A colleague at work describes the difference as roughly the “trust me crowd” versus the “show me crowd”. The trust me crowd can show that some anthropogenic climate change has happened in the past and that models suggest that future conditions are going to get worse. They produce their documentation via the peer reviewed press and in doing so address all the touchstones of the scientific method. Having met the high bar of “good science” they anticipate that their word will be taken as good.
The show me crowd looks at the “good science” and points out that many historical predictions of doom and gloom (that previously met the test of good science) have been shown to be overheated or just plain wrong. They also point out that the best models have not done a very good job with respect to the “pause”. Given this they ask for a demonstration that the next prediction is going to be better than the last one. This does not mean that they deny the reality of anthropogenic global warming. Rather they are not comfortable with cataclysmic predictions and calls for immediate action prior to a demonstration that those predictions can be supported with something approaching real data.

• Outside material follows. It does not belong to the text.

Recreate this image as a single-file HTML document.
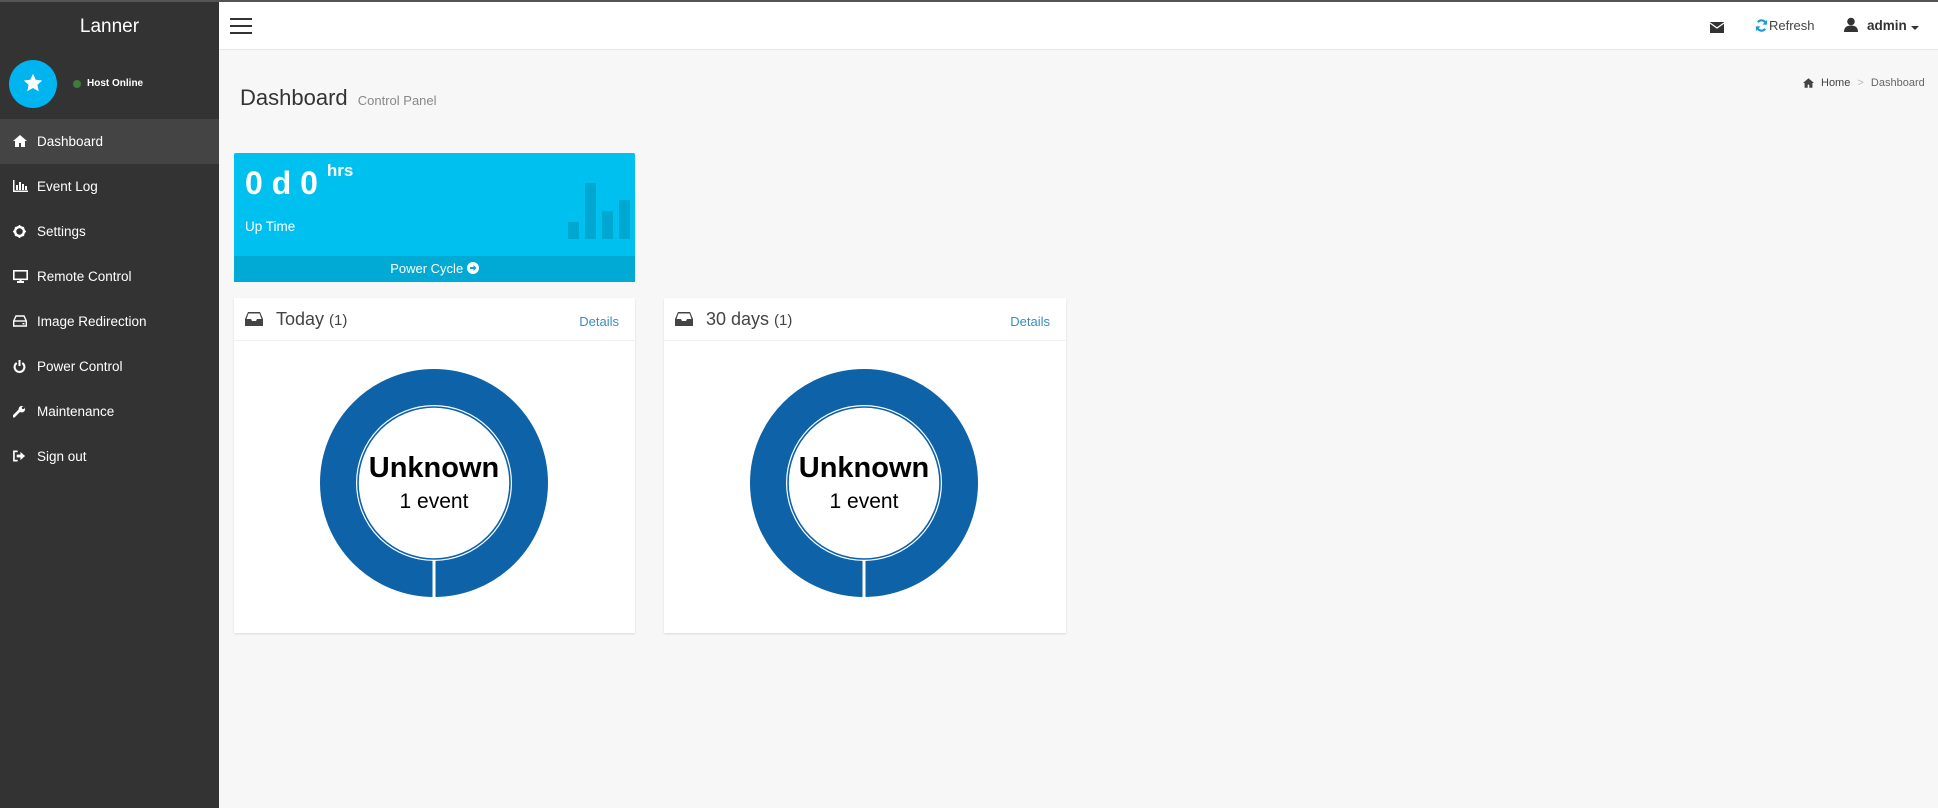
<!DOCTYPE html>
<html><head><meta charset="utf-8"><style>
*{margin:0;padding:0;box-sizing:border-box}
body{width:1938px;height:808px;overflow:hidden;background:#f7f7f7;font-family:"Liberation Sans",sans-serif;position:relative}
.abs{position:absolute}
#top{left:0;top:0;width:1938px;height:2px;background:#555}
#side{left:0;top:2px;width:219px;height:806px;background:#333}
#hdr{left:219px;top:2px;width:1719px;height:48px;background:#fff;border-bottom:1px solid #e8e8e8}
.mi{position:absolute;left:0;width:219px;height:45px;color:#fff;font-size:13.5px;line-height:45px;padding-left:37px}
.mi svg{position:absolute;left:13px;top:16px}
.card{background:#fff;box-shadow:0 1px 2px rgba(0,0,0,.12)}
.ch{position:absolute;left:0;top:0;right:0;height:43px;border-bottom:1px solid #f0f0f0}
.ct{position:absolute;left:42px;top:11px;font-size:18px;color:#444}
.det{position:absolute;right:16px;top:16px;font-size:13px;color:#3c8dbc}
.dn{position:absolute;left:86px;top:71px}
</style></head><body>
<div id="top" class="abs"></div>
<div id="side" class="abs">
 <div class="abs" style="left:0;top:14px;width:219px;text-align:center;color:#fff;font-size:19px">Lanner</div>
 <div class="abs" style="left:9px;top:58px;width:48px;height:48px;border-radius:50%;background:#00b4ef"></div>
 <svg class="abs" style="left:22px;top:70px" width="22" height="22" viewBox="0 0 24 24"><path d="M12 2l3 6.5 7 .8-5.2 4.8 1.5 7L12 17.5 5.7 21l1.5-7L2 9.3l7-.8z" fill="#fff"/></svg>
 <div class="abs" style="left:73px;top:78px;width:8px;height:8px;border-radius:50%;background:#3c7d3c"></div>
 <div class="abs" style="left:87px;top:76px;color:#fff;font-size:10px;font-weight:bold">Host Online</div>
 <div class="mi" style="top:117px;background:#444">
  <svg width="14" height="12" viewBox="0 0 14 12"><path d="M7 0L0 6h2v6h4V8h2v4h4V6h2z" fill="#fff"/></svg>Dashboard</div>
 <div class="mi" style="top:162px"><svg width="15" height="12" viewBox="0 0 15 12"><path d="M0 0h1.5v10.5H15V12H0z M3 5h2v5H3z M6 2h2v8H6z M9 4h2v6H9z M12 6h2v4h-2z" fill="#fff"/></svg>Event Log</div>
 <div class="mi" style="top:207px"><svg width="13" height="13" viewBox="0 0 16 16"><circle cx="8" cy="8" r="5.5" fill="none" stroke="#fff" stroke-width="3"/><path d="M7 0h2v3H7zM7 13h2v3H7zM0 7h3v2H0zM13 7h3v2h-3zM2 3.4l1.4-1.4 2 2L4 5.4zM10.6 12l1.4-1.4 2 2-1.4 1.4zM2 12.6l2-2 1.4 1.4-2 2zM10.6 4l2-2 1.4 1.4-2 2z" fill="#fff"/></svg>Settings</div>
 <div class="mi" style="top:252px"><svg width="15" height="13" viewBox="0 0 15 13"><rect x="0.8" y="0.8" width="13.4" height="8.5" fill="none" stroke="#fff" stroke-width="1.6"/><rect x="4" y="11" width="7" height="2" fill="#fff"/><rect x="6.5" y="9" width="2" height="2" fill="#fff"/></svg>Remote Control</div>
 <div class="mi" style="top:297px"><svg width="14" height="12" viewBox="0 0 14 12"><path d="M3 1h8l2.3 5v5H.7V6z" fill="none" stroke="#fff" stroke-width="1.4"/><path d="M1 6h12" stroke="#fff" stroke-width="1.4"/><rect x="9.5" y="8" width="2" height="1.4" fill="#fff"/></svg>Image Redirection</div>
 <div class="mi" style="top:342px"><svg width="13" height="13" viewBox="0 0 14 14"><path d="M4 3.2A5.3 5.3 0 1 0 10 3.2" fill="none" stroke="#fff" stroke-width="2.2"/><path d="M7 0v6.5" stroke="#fff" stroke-width="2.2"/></svg>Power Control</div>
 <div class="mi" style="top:387px"><svg width="13" height="13" viewBox="0 0 14 14"><path d="M1 12l6-6" stroke="#fff" stroke-width="3" stroke-linecap="round"/><circle cx="9.5" cy="4.5" r="3.5" fill="#fff"/><circle cx="11" cy="3" r="1.5" fill="#333"/></svg>Maintenance</div>
 <div class="mi" style="top:432px"><svg width="13" height="12" viewBox="0 0 14 12"><path d="M5 1H1v10h4" fill="none" stroke="#fff" stroke-width="1.8"/><path d="M4 4.5h4V1.5L13 6l-5 4.5v-3H4z" fill="#fff"/></svg>Sign out</div>
</div>
<div id="hdr" class="abs">
 <div class="abs" style="left:11px;top:16px;width:22px;height:2px;background:#333"></div>
 <div class="abs" style="left:11px;top:23px;width:22px;height:2px;background:#333"></div>
 <div class="abs" style="left:11px;top:30px;width:22px;height:2px;background:#333"></div>
 <svg class="abs" style="left:1491px;top:20px" width="14" height="11" viewBox="0 0 14 11"><rect width="14" height="11" fill="#333"/><path d="M0 1l7 5 7-5" fill="none" stroke="#fff" stroke-width="1.3"/></svg>
 <svg class="abs" style="left:1536px;top:17px" width="13" height="13" viewBox="0 0 14 14"><path d="M12 6A5 5 0 0 0 3 3.5M2 8a5 5 0 0 0 9 2.5" fill="none" stroke="#1e9ad6" stroke-width="2.3"/><path d="M13 1v5H8zM1 13V8h5z" fill="#1e9ad6"/></svg>
 <div class="abs" style="left:1550px;top:16px;font-size:13px;color:#444">Refresh</div>
 <svg class="abs" style="left:1625px;top:15px" width="14" height="15" viewBox="0 0 14 15"><circle cx="7" cy="4.5" r="3.8" fill="#333"/><path d="M0 15c0-5 3-6.5 7-6.5s7 1.5 7 6.5z" fill="#333"/></svg>
 <div class="abs" style="left:1648px;top:16px;font-size:13.5px;font-weight:bold;color:#333">admin</div>
 <div class="abs" style="left:1692px;top:24px;border-left:4px solid transparent;border-right:4px solid transparent;border-top:4px solid #333"></div>
</div>
<div class="abs" style="left:240px;top:85px;font-size:22px;color:#333">Dashboard <span style="font-size:13px;color:#888;margin-left:4px">Control Panel</span></div>
<svg class="abs" style="left:1803px;top:78px" width="11" height="10" viewBox="0 0 14 12"><path d="M7 0L0 6h2v6h4V8h2v4h4V6h2z" fill="#444"/></svg>
<div class="abs" style="left:1821px;top:77px;font-size:11px;color:#444">Home <span style="color:#bbb;margin:0 4px">&gt;</span> <span style="color:#666">Dashboard</span></div>

<div class="abs" style="left:234px;top:153px;width:401px;height:129px;background:#00c0ef;border-radius:2px">
 <div class="abs" style="left:11px;top:12px;color:#fff;font-size:32px;font-weight:bold">0 d 0 <sup style="font-size:17px;position:relative;top:-4px;vertical-align:top">hrs</sup></div>
 <div class="abs" style="left:11px;top:66px;color:#fff;font-size:13.5px">Up Time</div>
 <div class="abs" style="left:334px;top:69px;width:11px;height:17px;background:#00a7d0"></div>
 <div class="abs" style="left:351px;top:30px;width:11px;height:56px;background:#00a7d0"></div>
 <div class="abs" style="left:368px;top:58px;width:11px;height:28px;background:#00a7d0"></div>
 <div class="abs" style="left:385px;top:47px;width:11px;height:39px;background:#00a7d0"></div>
 <div class="abs" style="left:0;top:103px;width:401px;height:26px;background:#00aad5;color:#fff;font-size:13px;text-align:center;line-height:26px">Power Cycle <svg width="12" height="12" viewBox="0 0 12 12" style="vertical-align:-1px"><circle cx="6" cy="6" r="6" fill="#fff"/><path d="M3 5h3.5V3L9.5 6 6.5 9V7H3z" fill="#00aad5"/></svg></div>
</div>

<div class="abs card" style="left:234px;top:298px;width:401px;height:335px">
 <div class="ch"><svg class="abs" style="left:11px;top:14px" width="18" height="14" viewBox="0 0 18 14"><path d="M3 0h12l3 7v7H0V7z" fill="#444"/><path d="M3.5 1.5h11L16.5 7H12l-1 2H7L6 7H1.5z" fill="#fff"/></svg><div class="ct">Today <span style="font-size:15px">(1)</span></div><div class="det">Details</div></div>
 <svg class="dn" width="228" height="228" viewBox="0 0 228 228"><circle cx="114" cy="114" r="96" fill="none" stroke="#0e62a7" stroke-width="36"/><circle cx="114" cy="114" r="76" fill="none" stroke="#0e62a7" stroke-width="1.6"/><rect x="112.5" y="191" width="3" height="38" fill="#fff"/><text x="114" y="108" text-anchor="middle" font-family="Liberation Sans" font-weight="bold" font-size="29">Unknown</text><text x="114" y="139" text-anchor="middle" font-family="Liberation Sans" font-size="21">1 event</text></svg>
</div>

<div class="abs card" style="left:664px;top:298px;width:402px;height:335px">
 <div class="ch"><svg class="abs" style="left:11px;top:14px" width="18" height="14" viewBox="0 0 18 14"><path d="M3 0h12l3 7v7H0V7z" fill="#444"/><path d="M3.5 1.5h11L16.5 7H12l-1 2H7L6 7H1.5z" fill="#fff"/></svg><div class="ct">30 days <span style="font-size:15px">(1)</span></div><div class="det">Details</div></div>
 <svg class="dn" width="228" height="228" viewBox="0 0 228 228"><circle cx="114" cy="114" r="96" fill="none" stroke="#0e62a7" stroke-width="36"/><circle cx="114" cy="114" r="76" fill="none" stroke="#0e62a7" stroke-width="1.6"/><rect x="112.5" y="191" width="3" height="38" fill="#fff"/><text x="114" y="108" text-anchor="middle" font-family="Liberation Sans" font-weight="bold" font-size="29">Unknown</text><text x="114" y="139" text-anchor="middle" font-family="Liberation Sans" font-size="21">1 event</text></svg>
</div>
</body></html>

So once again it comes down to communication. The groups have to step out of their comfort zones and start re-learning how to communicate with each other. Warmists have to emerge from their back rooms and acknowledge publicly what they have been acknowledging privately all along. That these predictions represent just that: predictions. The best predictions possible given the limitations of the system and tools available, but not the certain outcomes suggested by many. They have to make a case why in a world with finite resources, that substantial resources should be allocated to prevent low-probability, high-cost outcomes. Sceptics on the other hand have to trust that fairly reasonable predictions can be made of a complex and chaotic system. They have to listen to the case made by the warmists and maybe even give them the benefit of the doubt. Having read the comments at a number of blogs, that last part may well be the hardest but it is necessary if we are going to re-establish a reasonable dialogue and seek to address this impasse.